* _Available data_:
▬▬▬▬▬▬▬▬▬▬

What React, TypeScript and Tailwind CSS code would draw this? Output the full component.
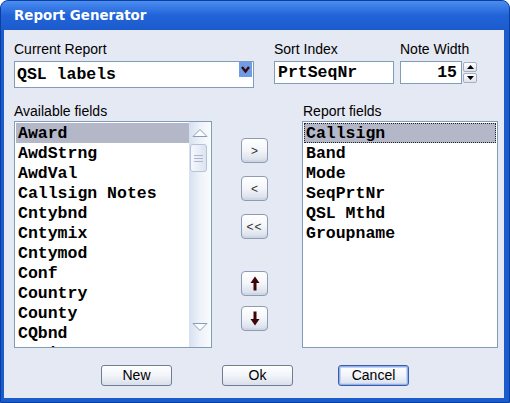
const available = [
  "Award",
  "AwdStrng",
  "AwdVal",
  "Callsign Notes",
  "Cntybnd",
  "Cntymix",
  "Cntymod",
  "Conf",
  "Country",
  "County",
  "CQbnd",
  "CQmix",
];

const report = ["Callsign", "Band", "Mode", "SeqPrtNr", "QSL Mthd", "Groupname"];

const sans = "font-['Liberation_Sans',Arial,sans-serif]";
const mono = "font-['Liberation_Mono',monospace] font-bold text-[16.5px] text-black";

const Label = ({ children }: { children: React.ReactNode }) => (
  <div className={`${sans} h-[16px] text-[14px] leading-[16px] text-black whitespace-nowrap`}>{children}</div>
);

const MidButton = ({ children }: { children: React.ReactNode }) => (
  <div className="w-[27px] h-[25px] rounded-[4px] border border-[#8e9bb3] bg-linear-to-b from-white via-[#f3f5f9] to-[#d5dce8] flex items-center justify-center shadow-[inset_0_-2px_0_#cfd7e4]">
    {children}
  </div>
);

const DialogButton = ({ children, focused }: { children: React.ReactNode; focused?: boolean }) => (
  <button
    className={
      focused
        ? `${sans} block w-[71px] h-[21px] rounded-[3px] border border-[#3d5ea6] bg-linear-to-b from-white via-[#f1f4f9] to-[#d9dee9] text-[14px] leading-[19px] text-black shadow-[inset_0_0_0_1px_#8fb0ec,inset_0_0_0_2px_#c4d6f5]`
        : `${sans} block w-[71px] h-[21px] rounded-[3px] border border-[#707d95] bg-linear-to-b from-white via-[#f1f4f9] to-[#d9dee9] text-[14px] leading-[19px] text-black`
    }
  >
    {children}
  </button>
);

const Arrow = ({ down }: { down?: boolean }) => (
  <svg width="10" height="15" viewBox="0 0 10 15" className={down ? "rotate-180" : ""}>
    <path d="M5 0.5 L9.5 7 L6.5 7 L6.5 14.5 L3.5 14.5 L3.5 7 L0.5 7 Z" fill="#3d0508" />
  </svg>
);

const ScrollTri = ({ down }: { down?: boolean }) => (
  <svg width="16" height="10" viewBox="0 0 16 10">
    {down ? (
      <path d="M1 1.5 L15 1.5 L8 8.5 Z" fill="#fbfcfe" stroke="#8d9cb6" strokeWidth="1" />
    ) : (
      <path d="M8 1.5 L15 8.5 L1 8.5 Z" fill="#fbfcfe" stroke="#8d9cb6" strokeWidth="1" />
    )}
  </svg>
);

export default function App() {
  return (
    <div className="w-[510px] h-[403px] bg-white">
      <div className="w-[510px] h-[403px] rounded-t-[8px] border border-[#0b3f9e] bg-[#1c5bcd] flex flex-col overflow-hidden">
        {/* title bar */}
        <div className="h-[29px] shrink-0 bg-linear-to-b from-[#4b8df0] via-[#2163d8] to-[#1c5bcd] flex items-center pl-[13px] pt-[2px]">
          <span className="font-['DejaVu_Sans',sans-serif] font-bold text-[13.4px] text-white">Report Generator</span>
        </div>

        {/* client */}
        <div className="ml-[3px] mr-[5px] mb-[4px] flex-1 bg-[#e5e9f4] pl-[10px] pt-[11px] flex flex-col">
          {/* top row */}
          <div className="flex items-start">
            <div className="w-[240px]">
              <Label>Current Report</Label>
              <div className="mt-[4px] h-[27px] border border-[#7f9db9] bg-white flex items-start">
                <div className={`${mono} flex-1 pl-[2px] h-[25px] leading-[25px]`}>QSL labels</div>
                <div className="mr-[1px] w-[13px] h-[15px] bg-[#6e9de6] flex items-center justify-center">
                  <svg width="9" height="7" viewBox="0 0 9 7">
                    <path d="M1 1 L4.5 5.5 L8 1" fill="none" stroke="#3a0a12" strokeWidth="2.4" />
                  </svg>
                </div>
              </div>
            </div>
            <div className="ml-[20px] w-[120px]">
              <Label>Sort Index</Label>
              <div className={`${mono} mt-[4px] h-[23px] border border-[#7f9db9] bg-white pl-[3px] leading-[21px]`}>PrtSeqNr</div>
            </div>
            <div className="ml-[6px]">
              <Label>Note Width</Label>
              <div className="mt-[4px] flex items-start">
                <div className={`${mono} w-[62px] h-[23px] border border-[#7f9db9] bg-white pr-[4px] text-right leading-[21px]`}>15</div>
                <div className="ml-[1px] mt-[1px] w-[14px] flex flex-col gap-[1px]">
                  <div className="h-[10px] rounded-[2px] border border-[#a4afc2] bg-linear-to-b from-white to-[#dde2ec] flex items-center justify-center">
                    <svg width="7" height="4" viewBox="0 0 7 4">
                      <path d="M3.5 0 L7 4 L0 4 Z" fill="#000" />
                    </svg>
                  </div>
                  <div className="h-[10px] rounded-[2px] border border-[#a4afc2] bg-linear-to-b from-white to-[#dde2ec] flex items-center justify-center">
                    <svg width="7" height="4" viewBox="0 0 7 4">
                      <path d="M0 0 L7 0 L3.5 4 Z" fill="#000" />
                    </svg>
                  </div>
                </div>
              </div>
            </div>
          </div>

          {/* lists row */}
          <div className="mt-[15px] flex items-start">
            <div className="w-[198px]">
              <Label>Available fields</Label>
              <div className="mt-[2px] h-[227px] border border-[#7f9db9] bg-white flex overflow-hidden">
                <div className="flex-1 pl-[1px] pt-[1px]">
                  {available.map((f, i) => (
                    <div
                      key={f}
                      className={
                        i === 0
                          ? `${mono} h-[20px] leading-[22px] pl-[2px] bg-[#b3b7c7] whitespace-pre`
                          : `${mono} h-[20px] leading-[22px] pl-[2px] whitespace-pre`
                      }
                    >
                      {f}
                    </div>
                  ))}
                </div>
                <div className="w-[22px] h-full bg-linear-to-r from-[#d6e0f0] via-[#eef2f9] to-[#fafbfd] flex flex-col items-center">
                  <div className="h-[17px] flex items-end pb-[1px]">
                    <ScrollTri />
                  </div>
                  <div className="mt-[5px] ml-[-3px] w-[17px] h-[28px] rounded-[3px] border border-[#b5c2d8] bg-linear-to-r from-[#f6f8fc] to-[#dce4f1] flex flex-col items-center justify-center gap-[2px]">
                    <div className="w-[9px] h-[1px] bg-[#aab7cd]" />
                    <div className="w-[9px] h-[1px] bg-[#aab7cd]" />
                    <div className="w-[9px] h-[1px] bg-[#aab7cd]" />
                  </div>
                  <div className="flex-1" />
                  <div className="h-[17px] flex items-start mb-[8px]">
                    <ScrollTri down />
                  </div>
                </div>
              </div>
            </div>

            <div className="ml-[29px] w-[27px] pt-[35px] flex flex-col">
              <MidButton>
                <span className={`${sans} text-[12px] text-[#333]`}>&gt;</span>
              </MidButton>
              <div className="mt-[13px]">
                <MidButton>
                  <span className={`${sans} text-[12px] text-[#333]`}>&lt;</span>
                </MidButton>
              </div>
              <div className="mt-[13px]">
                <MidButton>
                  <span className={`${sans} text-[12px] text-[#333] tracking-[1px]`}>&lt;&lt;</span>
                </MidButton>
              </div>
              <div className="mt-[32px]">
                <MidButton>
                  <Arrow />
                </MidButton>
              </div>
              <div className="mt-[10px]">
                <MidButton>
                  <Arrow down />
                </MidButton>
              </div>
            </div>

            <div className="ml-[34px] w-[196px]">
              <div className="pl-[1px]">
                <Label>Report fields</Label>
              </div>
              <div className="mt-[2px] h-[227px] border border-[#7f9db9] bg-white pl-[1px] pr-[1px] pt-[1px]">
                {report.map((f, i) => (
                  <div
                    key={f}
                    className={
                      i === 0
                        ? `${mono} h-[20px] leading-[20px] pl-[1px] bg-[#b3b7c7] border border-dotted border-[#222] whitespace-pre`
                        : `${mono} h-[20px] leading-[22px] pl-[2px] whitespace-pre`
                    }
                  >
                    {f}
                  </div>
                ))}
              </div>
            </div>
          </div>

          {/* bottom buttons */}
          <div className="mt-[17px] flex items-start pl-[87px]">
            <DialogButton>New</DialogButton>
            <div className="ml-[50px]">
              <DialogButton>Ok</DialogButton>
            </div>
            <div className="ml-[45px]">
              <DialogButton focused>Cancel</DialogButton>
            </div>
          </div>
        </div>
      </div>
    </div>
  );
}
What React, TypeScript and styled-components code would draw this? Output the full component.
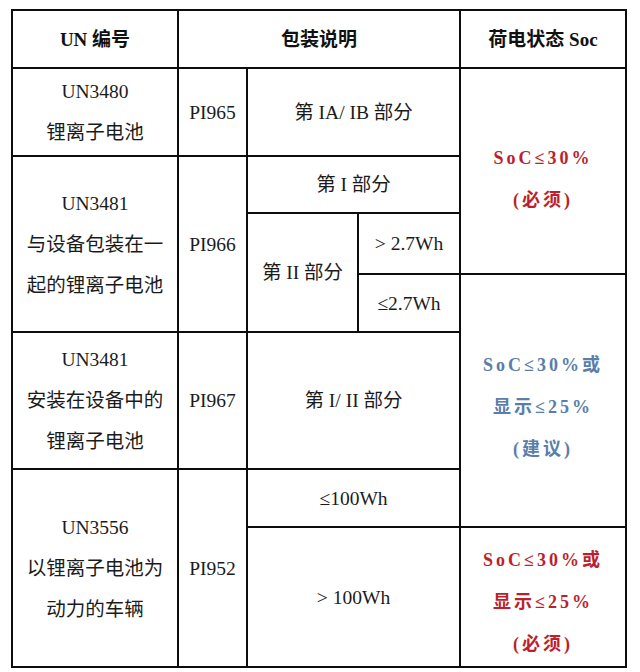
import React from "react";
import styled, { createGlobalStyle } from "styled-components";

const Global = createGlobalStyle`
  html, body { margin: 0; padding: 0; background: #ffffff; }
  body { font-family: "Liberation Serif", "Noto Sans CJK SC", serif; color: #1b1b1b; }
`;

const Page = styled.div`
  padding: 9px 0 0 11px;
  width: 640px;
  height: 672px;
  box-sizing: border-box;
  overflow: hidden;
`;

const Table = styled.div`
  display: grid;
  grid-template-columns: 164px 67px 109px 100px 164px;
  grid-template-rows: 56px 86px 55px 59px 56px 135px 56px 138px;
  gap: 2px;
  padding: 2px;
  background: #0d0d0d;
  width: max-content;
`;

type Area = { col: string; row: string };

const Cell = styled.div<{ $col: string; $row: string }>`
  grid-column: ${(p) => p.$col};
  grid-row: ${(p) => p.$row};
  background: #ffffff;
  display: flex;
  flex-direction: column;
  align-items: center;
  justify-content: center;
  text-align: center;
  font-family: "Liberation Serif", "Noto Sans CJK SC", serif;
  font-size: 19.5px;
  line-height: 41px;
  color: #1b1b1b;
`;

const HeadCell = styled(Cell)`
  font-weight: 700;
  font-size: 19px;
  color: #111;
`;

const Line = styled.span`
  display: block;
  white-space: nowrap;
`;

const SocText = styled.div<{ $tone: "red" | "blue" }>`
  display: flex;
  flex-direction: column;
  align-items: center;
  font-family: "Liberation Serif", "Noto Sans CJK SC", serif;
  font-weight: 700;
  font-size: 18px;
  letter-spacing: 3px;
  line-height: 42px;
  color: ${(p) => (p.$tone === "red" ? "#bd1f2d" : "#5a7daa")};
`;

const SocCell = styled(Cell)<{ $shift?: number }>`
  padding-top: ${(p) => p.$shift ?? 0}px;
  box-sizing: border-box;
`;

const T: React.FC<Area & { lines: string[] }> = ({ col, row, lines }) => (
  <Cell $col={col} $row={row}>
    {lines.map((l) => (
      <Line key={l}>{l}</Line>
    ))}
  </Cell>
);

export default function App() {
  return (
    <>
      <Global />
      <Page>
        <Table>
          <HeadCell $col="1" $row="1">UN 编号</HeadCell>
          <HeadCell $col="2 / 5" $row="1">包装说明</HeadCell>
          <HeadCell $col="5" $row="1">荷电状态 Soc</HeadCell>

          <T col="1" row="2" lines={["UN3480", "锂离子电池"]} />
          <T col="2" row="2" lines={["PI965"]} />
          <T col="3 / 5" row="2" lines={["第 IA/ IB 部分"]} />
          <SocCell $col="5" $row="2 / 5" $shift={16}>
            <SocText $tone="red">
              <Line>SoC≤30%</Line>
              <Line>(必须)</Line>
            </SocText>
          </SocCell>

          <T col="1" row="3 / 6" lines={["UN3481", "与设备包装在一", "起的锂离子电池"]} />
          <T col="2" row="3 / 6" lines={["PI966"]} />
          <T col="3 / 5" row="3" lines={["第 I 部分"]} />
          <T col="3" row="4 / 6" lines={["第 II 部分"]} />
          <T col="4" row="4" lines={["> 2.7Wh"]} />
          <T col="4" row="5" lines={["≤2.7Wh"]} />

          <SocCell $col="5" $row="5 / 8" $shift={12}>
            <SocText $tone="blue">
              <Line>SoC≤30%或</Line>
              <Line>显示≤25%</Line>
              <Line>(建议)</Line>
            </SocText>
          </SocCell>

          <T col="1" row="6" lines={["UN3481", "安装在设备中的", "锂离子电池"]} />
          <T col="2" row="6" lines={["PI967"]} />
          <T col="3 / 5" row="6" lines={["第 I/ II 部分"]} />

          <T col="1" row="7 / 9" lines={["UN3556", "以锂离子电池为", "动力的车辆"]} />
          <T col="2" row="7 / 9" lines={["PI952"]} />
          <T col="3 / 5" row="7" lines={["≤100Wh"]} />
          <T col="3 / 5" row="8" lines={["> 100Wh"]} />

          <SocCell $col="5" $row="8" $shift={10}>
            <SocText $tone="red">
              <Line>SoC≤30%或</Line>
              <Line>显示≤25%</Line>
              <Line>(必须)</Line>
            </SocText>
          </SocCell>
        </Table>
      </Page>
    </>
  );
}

▬▬▬▬▬▬▬▬▬▬

Repeat exactly, and only, the entries from the line with "What React, TypeScript and styled-components" through the line with "string; row: string". Pictures are skipped.

* _Final result_:
What React, TypeScript and styled-components code would draw this? Output the full component.
import React from "react";
import styled, { createGlobalStyle } from "styled-components";

const Global = createGlobalStyle`
  html, body { margin: 0; padding: 0; background: #ffffff; }
  body { font-family: "Liberation Serif", "Noto Sans CJK SC", serif; color: #1b1b1b; }
`;

const Page = styled.div`
  padding: 9px 0 0 11px;
  width: 640px;
  height: 672px;
  box-sizing: border-box;
  overflow: hidden;
`;

const Table = styled.div`
  display: grid;
  grid-template-columns: 164px 67px 109px 100px 164px;
  grid-template-rows: 56px 86px 55px 59px 56px 135px 56px 138px;
  gap: 2px;
  padding: 2px;
  background: #0d0d0d;
  width: max-content;
`;

type Area = { col: string; row: string };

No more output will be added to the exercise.